When did Internet Search Engines start

The goal of all search engines is to find and organize distributed data found on the Internet. Before search engines were developed, the Internet was a collection of File Transfer Protocol (FTP) sites in which users would navigate to find specific shared files. As the central list of web servers joining the Internet grew, and the World Wide Web became the interface of choice for accessing the Internet, the need for finding and organizing the distributed data files on FTP web servers grew. Search engines began due to this need to more easily navigate the web servers and files on the Internet.
The first search engine was developed as a school project by Alan Emtage, a student at McGill University in Montreal.

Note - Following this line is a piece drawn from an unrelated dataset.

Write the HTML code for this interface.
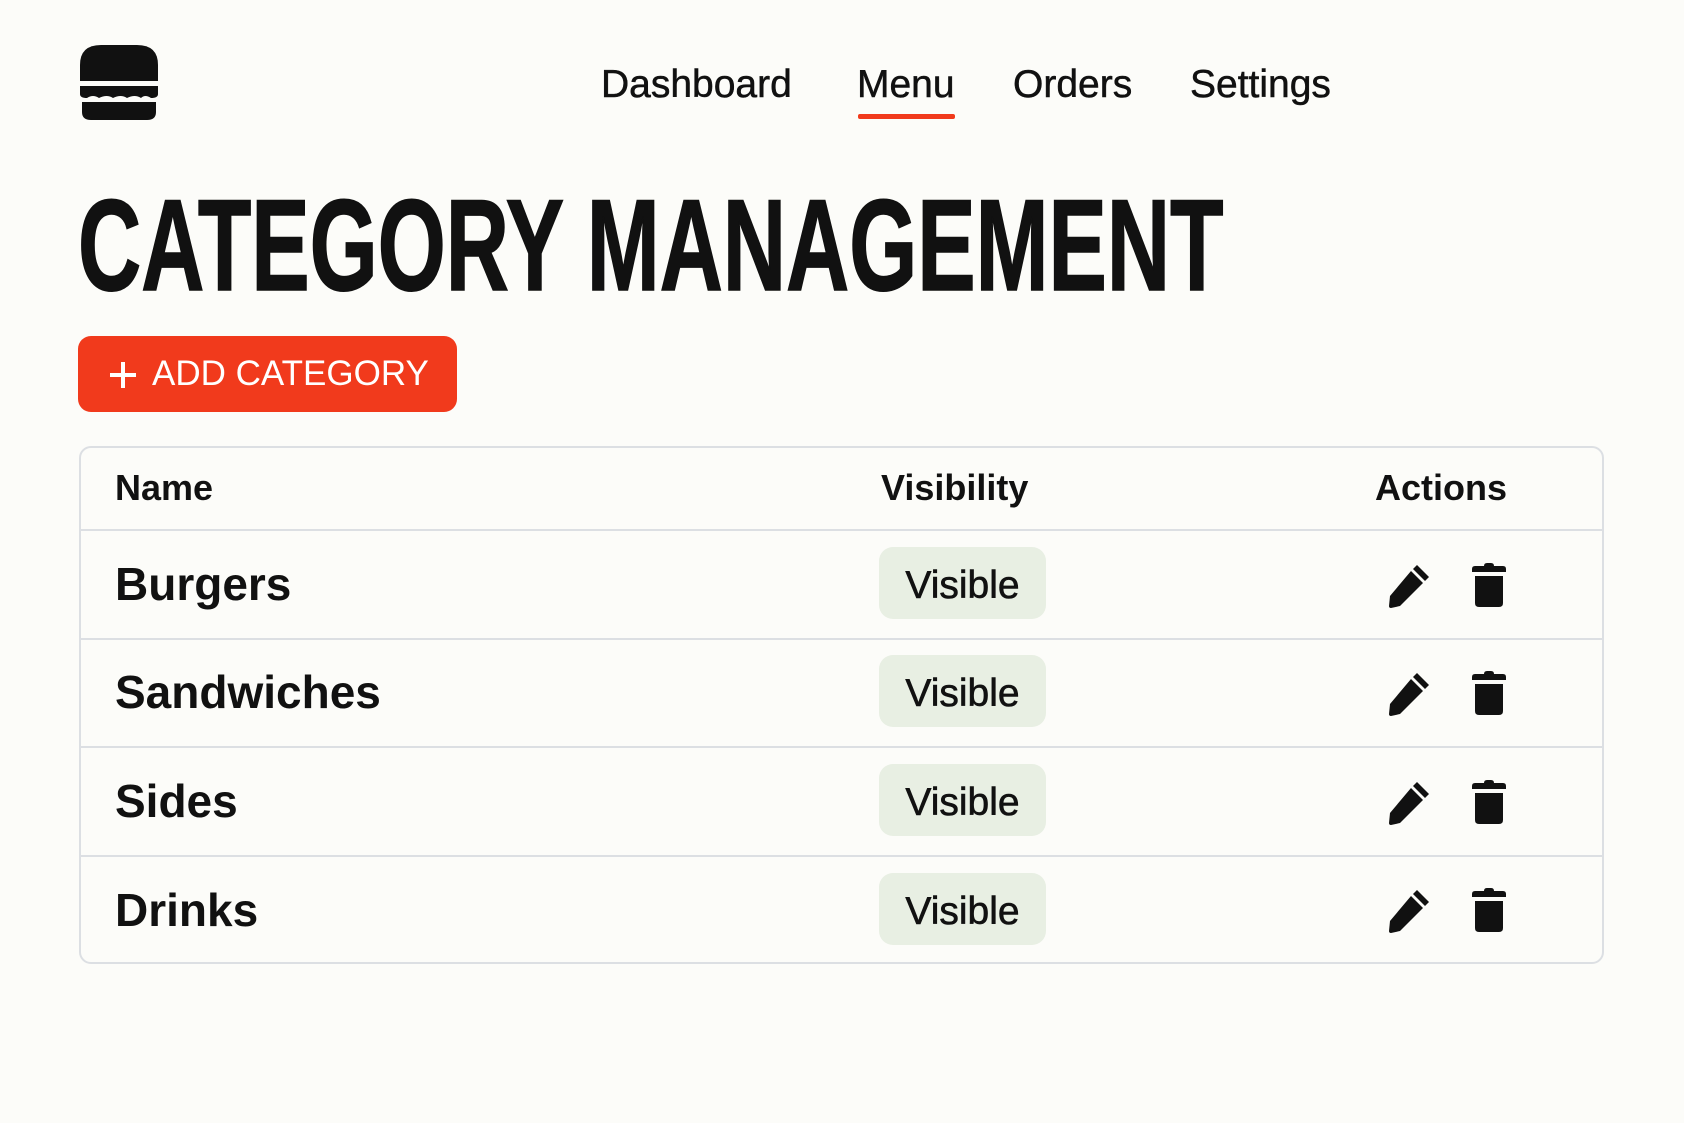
<!DOCTYPE html>
<html><head><meta charset="utf-8"><style>
*{box-sizing:border-box;margin:0;padding:0}
body{width:1684px;height:1123px;background:#fcfcf9;font-family:"Liberation Sans",sans-serif;color:#111;position:relative;overflow:hidden}
.abs{position:absolute}
.nav{font-size:39px;top:63px;white-space:nowrap;-webkit-text-stroke:0.5px #111}
h1{position:absolute;left:78px;top:180px;font-weight:bold;font-size:130px;line-height:130px;white-space:nowrap;transform:scaleX(0.673);transform-origin:left;-webkit-text-stroke:1.5px #111}
.btn{left:78px;top:336px;width:379px;height:76px;background:#f13a1c;border-radius:13px;color:#fff;font-size:35px;line-height:76px;white-space:nowrap}
.table{left:79px;top:446px;width:1525px;height:518px;border:2px solid #dcdfe3;border-radius:12px}
.hdr{font-size:36px;font-weight:bold;top:467px}
.line{left:81px;width:1521px;height:2px;background:#dcdfe3}
.name{left:115px;font-size:46px;font-weight:bold}
.badge{left:879px;width:167px;height:72px;background:#e8efe3;border-radius:14px;font-size:39px;line-height:78px;text-align:center;-webkit-text-stroke:0.6px #111}
</style></head><body>
<svg class="abs" style="left:79px;top:45px" width="80" height="76" viewBox="0 0 80 76">
<path d="M1 36 V20 Q1 0 22 0 H58 Q79 0 79 20 V36 Z" fill="#111"/>
<rect x="1" y="41" width="78" height="8" fill="#111"/>
<path d="M1 49 H79 Q79 53 72 53 Q66 49 62 53 Q56 49 48 53 Q42 49 34 53 Q28 49 20 53 Q14 49 8 53 Q1 53 1 49Z" fill="#111"/>
<path d="M3 57 H77 V67 Q77 75 68 75 H12 Q3 75 3 67 Z" fill="#111"/>
</svg>
<div class="abs nav" style="left:601px">Dashboard</div>
<div class="abs nav" style="left:857px">Menu</div>
<div class="abs" style="left:858px;top:114px;width:97px;height:5px;background:#f13a1c;border-radius:2px"></div>
<div class="abs nav" style="left:1013px">Orders</div>
<div class="abs nav" style="left:1190px">Settings</div>
<h1>CATEGORY MANAGEMENT</h1>
<div class="abs btn"><svg class="abs" style="left:32px;top:26px" width="26" height="26"><rect x="11" y="0" width="4" height="26" fill="#fff"/><rect x="0" y="11" width="26" height="4" fill="#fff"/></svg><span class="abs" style="left:74px">ADD CATEGORY</span></div>
<div class="abs table"></div>
<div class="abs hdr" style="left:115px">Name</div>
<div class="abs hdr" style="left:881px">Visibility</div>
<div class="abs hdr" style="left:1375px">Actions</div>
<div class="abs line" style="top:529px"></div>
<div class="abs line" style="top:638px"></div>
<div class="abs line" style="top:746px"></div>
<div class="abs line" style="top:855px"></div>

<div class="abs name" style="top:557px">Burgers</div>
<div class="abs name" style="top:665px">Sandwiches</div>
<div class="abs name" style="top:774px">Sides</div>
<div class="abs name" style="top:883px">Drinks</div>

<div class="abs badge" style="top:547px">Visible</div>
<div class="abs badge" style="top:655px">Visible</div>
<div class="abs badge" style="top:764px">Visible</div>
<div class="abs badge" style="top:873px">Visible</div>

<svg width="0" height="0" style="position:absolute"><defs>
<g id="pen"><path d="M29 2 L41 14 L37 18 L25 6 Z" fill="#111"/><path d="M23 8 L35 20 L12 43 L3 45 Q1 45 1 43 L2 33 Z" fill="#111"/></g>
<g id="trash"><path d="M12 3 Q12 0 15 0 H19 Q22 0 22 3 H31 Q34 3 34 6 V9 H0 V6 Q0 3 3 3 Z" fill="#111"/><path d="M3 13 H31 V40 Q31 44 27 44 H7 Q3 44 3 40 Z" fill="#111"/></g>
</defs></svg>
<svg class="abs" style="left:1388px;top:563px" width="44" height="46"><use href="#pen"/></svg>
<svg class="abs" style="left:1472px;top:563px" width="36" height="46"><use href="#trash"/></svg>
<svg class="abs" style="left:1388px;top:671px" width="44" height="46"><use href="#pen"/></svg>
<svg class="abs" style="left:1472px;top:671px" width="36" height="46"><use href="#trash"/></svg>
<svg class="abs" style="left:1388px;top:780px" width="44" height="46"><use href="#pen"/></svg>
<svg class="abs" style="left:1472px;top:780px" width="36" height="46"><use href="#trash"/></svg>
<svg class="abs" style="left:1388px;top:888px" width="44" height="46"><use href="#pen"/></svg>
<svg class="abs" style="left:1472px;top:888px" width="36" height="46"><use href="#trash"/></svg>
</body></html>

Back in 1990, Alan created Archie, an index (or archives) of computer files stored on anonymous FTP web sites in a given network of computers (“Archie” rather than “Archives” fit name length parameters – thus it became the name of the first search engine). In 1991, Mark McCahill, a student at the University of Minnesota, effectively used a hypertext paradigm to create Gopher, which also searched for plain text references in files.
Archie and Gopher’s searchable database of websites did not have natural language keyword capabilities used in modern search engines. Rather, in 1993 the graphical Mosaic web browser improved upon Gopher’s primarily text-based interface. About the same time, Matthew Gray developed Wandex, the first search engine in the form that we know search engines today. Wandex’s technology was the first to crawl the web indexing and searching the catalog of indexed pages on the web. Another significant development in search engines came in 1994 when WebCrawler’s search engine began indexing the full text of web sites instead of just web page titles.
While both web directories and search engines gained popularity in the 1990s, search engines developed a life of their own becoming the preferred method of Internet search. For example, the major search engines found in use today originated in development between 1993 and 1998.